Each layer of growth was powered by human participation. Employment wasn’t just an outcome—it was the core economic engine. Governments measured success through job creation, and companies optimized around headcount efficiency, not elimination.
The AI Infrastructure Model
The compute economy flips this relationship. Its success depends on:
- Capital concentration.
- Energy throughput.
- Data efficiency.
Labor plays a supporting role—maintaining uptime, security, and hardware optimization—but it is no longer the production constraint. What was once “human productivity” becomes “system uptime.”
Each hyperscale facility—whether Amazon’s in Virginia, Microsoft’s in Iowa, or Google’s in Oregon—embodies this shift. Billions flow into construction, grid interconnection, and equipment procurement, but once operational, the workforce shrinks to a skeleton crew of technicians and security staff. The machines do the heavy lifting; humans merely keep the loop closed.

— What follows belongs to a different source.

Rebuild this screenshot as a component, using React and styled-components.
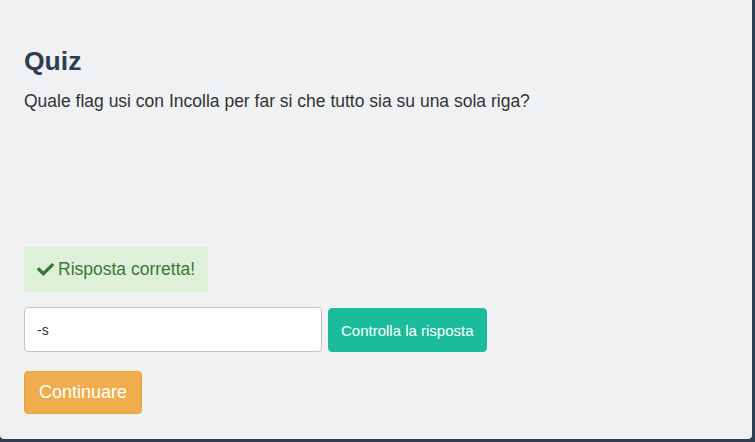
import React, { useState } from "react";
import styled, { createGlobalStyle } from "styled-components";
import { FaCheck } from "react-icons/fa";

const GlobalStyle = createGlobalStyle`
  html, body {
    margin: 0;
    padding: 0;
    background: #2c3e50;
    font-family: "Liberation Sans", Arial, sans-serif;
  }
  * {
    box-sizing: border-box;
  }
`;

const Panel = styled.div`
  width: 752px;
  height: 439px;
  background: #f0f1f3;
  border-radius: 0 0 4px 4px;
  padding: 46px 24px 0;
  display: flex;
  flex-direction: column;
`;

const Title = styled.h1`
  margin: 0;
  font-size: 26.5px;
  line-height: 30px;
  font-weight: 700;
  color: #2c3e50;
`;

const Question = styled.p`
  margin: 14px 0 0;
  font-size: 17.5px;
  line-height: 22px;
  color: #333;
  height: 157px;
`;

const Alert = styled.div`
  align-self: flex-start;
  display: inline-flex;
  align-items: center;
  gap: 4px;
  height: 45px;
  padding: 0 13px;
  background: #dff0d8;
  color: #3c763d;
  font-size: 17.5px;
`;

const Row = styled.div`
  display: flex;
  align-items: flex-end;
  gap: 6px;
  margin-top: 15px;
`;

const AnswerInput = styled.input`
  width: 298px;
  height: 45px;
  border: 1px solid #c4c4c4;
  border-radius: 4px;
  background: #fff;
  padding: 0 12px;
  font-family: inherit;
  font-size: 14px;
  color: #333;
  outline: none;
`;

const Button = styled.button`
  height: ${(p) => p.$h}px;
  padding: 0 ${(p) => p.$px}px;
  border: 1px solid ${(p) => p.$border};
  border-radius: 4px;
  background: ${(p) => p.$bg};
  color: #fff;
  font-family: inherit;
  font-size: ${(p) => p.$size}px;
  cursor: pointer;
`;

const Footer = styled.div`
  margin-top: 19px;
`;

export default function App() {
  const [answer, setAnswer] = useState("-s");

  return (
    <>
      <GlobalStyle />
      <Panel>
        <Title>Quiz</Title>
        <Question>
          Quale flag usi con Incolla per far si che tutto sia su una sola riga?
        </Question>
        <Alert>
          <FaCheck size={17} />
          Risposta corretta!
        </Alert>
        <Row>
          <AnswerInput
            value={answer}
            onChange={(e) => setAnswer(e.target.value)}
          />
          <Button $h={44} $px={12} $size={15} $bg="#1abc9c" $border="#1abc9c">
            Controlla la risposta
          </Button>
        </Row>
        <Footer>
          <Button $h={43} $px={14} $size={18} $bg="#f0ad4e" $border="#eea236">
            Continuare
          </Button>
        </Footer>
      </Panel>
    </>
  );
}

The Employment Timeline: Construction vs. Operations
The only labor-intensive phase in the AI infrastructure cycle is construction—a 6- to 18-month window that briefly revives traditional trades. Electricians, plumbers, engineers, and builders flood into rural areas to erect the physical shell of the compute economy.
Once complete, the workforce dissipates.
The operations phase, lasting 25 years or more, employs fewer than 200 people—network technicians, systems engineers, security personnel, and facilities managers. Their task: maintain continuous uptime across a fully automated environment.
From a macroeconomic lens, this creates a temporal distortion of employment—short bursts of labor demand followed by decades of automation. Communities experience capital surges without long-term employment anchors.
This transition mirrors the pattern seen in energy and manufacturing automation: a spike in build-phase jobs, then a sharp decline as systems self-stabilize. The difference is scale—AI infrastructure consolidates this pattern into a single, global wave.
Automation Acceleration
AI accelerates its own labor displacement. As machine learning models automate technical, analytical, and operational functions, even the small number of jobs within data infrastructure are increasingly augmented or replaced.
McKinsey estimates that up to 67% of current labor-intensive tasks may be automated across industries by 2030. However, as I argue in this framework, “AI automates the routine, not the resilient.” The distinction matters.
Routine labor—predictable, rule-based, repeatable—follows an exponential decay curve. Each efficiency gain removes layers of human mediation.
Resilient labor—adaptive, judgment-based, creative—persists and compounds value precisely because it cannot be fully captured in data.
The paradox, then, is not that jobs disappear, but that the nature of economic participation itself changes. The worker becomes an orchestrator of automation systems, not their operator.
Economic Equivalence, Different Foundations
Despite minimal employment, AI infrastructure contributes enormous fiscal impact. A single $1 billion data center can generate the same tax revenue as a corporate headquarters employing 1,700 people. Property taxes, energy fees, and capital depreciation replace payroll as the fiscal substrate.
From the perspective of local governments, the economic equivalence hides a social asymmetry. Tax receipts remain, but the jobs that support communities do not. Rural regions hosting these facilities experience growth in fiscal metrics but stagnation in population vitality.
This creates a new policy tension: the GDP illusion of prosperity without the underlying labor base that sustains consumer economies.
The Broader Labor Shift
The employment paradox reflects a deeper structural transformation. The industrial age linked prosperity to participation—more workers meant more output. The compute age links prosperity to performance—more computation means more output, regardless of workforce size.
This decoupling produces three cascading effects:
- Labor Compression – The number of workers per dollar of GDP declines sharply. Productivity rises, but participation falls.
- Wage Polarization – Value concentrates among high-skill orchestration roles and dissipates across mid-tier functions.
- Fiscal Substitution – Tax systems reliant on payroll struggle to adapt to capital-based revenue streams.
This is the AI economy’s invisible cost: while its growth appears exponential, its distributive capacity collapses. The middle tier of labor—the connective tissue of modern economies—is squeezed out between hyper-automation and elite specialization.
The Structural Insight
AI infrastructure does not destroy labor arbitrarily—it renders it economically optional. Once compute becomes the dominant production input, the marginal return on additional labor diminishes.
Capital no longer seeks workers; it seeks throughput, uptime, and energy efficiency.
The resulting equilibrium redefines the meaning of “employment.”
In traditional systems, labor scaled with production.
In AI systems, production scales without labor.
This inversion introduces profound social consequences: a stable GDP with declining employment resilience, a rising capital share of income, and a shrinking feedback loop between wages and consumption.
The Closing Paradox
The Employment Paradox exposes the economic duality of the AI era:
it maximizes output while minimizing participation.
Data centers are the new factories, but they hum in silence. Their productivity is astronomical, yet their payrolls are microscopic.
In this world, the central policy challenge is not how to create more jobs, but how to rebuild meaning, distribution, and agency in a system that no longer needs labor to grow.